If we want to say the truth, you can go back to Masters at Work. UKFunky was very much inspired by the snare patterns that were already going around in NYC in 1995. It all comes down to those originators in House. They were the first to go tribal and use African snare patterns. The template was there 20 years ago.

Nico, how do you approach something this left of center?

Nico: I wouldn’t really say I’m an aggressive emcee. I might get aggressive in the moment, but I’m not aggressive. So I can approach a Grime set like I do a Qgom set. I might be a bit more cheeky since you can dance to those beats. They’re toasting lyrics so I’m not trying to be as lyrical as possible. For this release, as bubbly as they are though, I tried to be lyrical. But you can still vibes to it.

Wallwork: Nico, you’re the same person no matter what. Some people change if they’re on grime or jungle. But you, you’re always Nico. You don’t change personality. At least that’s what I’ve noticed.

I heard that EP with Trim he did. That was even more left cause it was UK Hip Hop.

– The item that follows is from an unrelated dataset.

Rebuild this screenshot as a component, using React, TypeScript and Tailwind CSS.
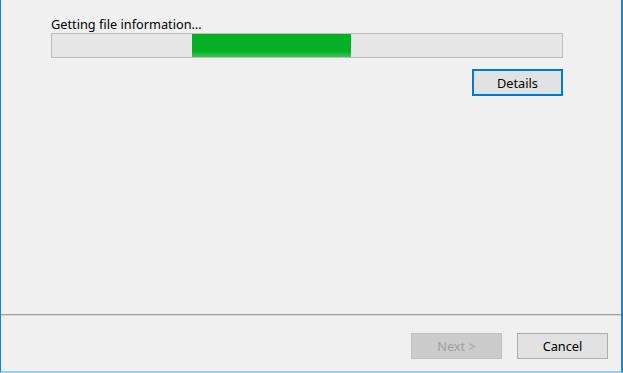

Nico: My first love was rap. Even if it doesn’t get as much of a push in the UK, I’ll always do it for the love of it. I grew up on a lot of rap tunes as well as everything else. The message I’m trying to send across subliminally is that you don’t have to say in a box.

What’s next?

Wallwork: Acid Fantasy is a night I’ve got in Dalston with Loom and Akito. The next one is Mr Mitch, Tarquin, Lloyd SB and the residents, that Friday August 26th. I definitely want to do a special with emcees in the future as well. Lots of grime, techno and this new hybrid stuff that no one knows what to call.

Nico: Loads of projects. Codename Lin EP coming soon. That’s gonna be grime with other influences. Watch out for that.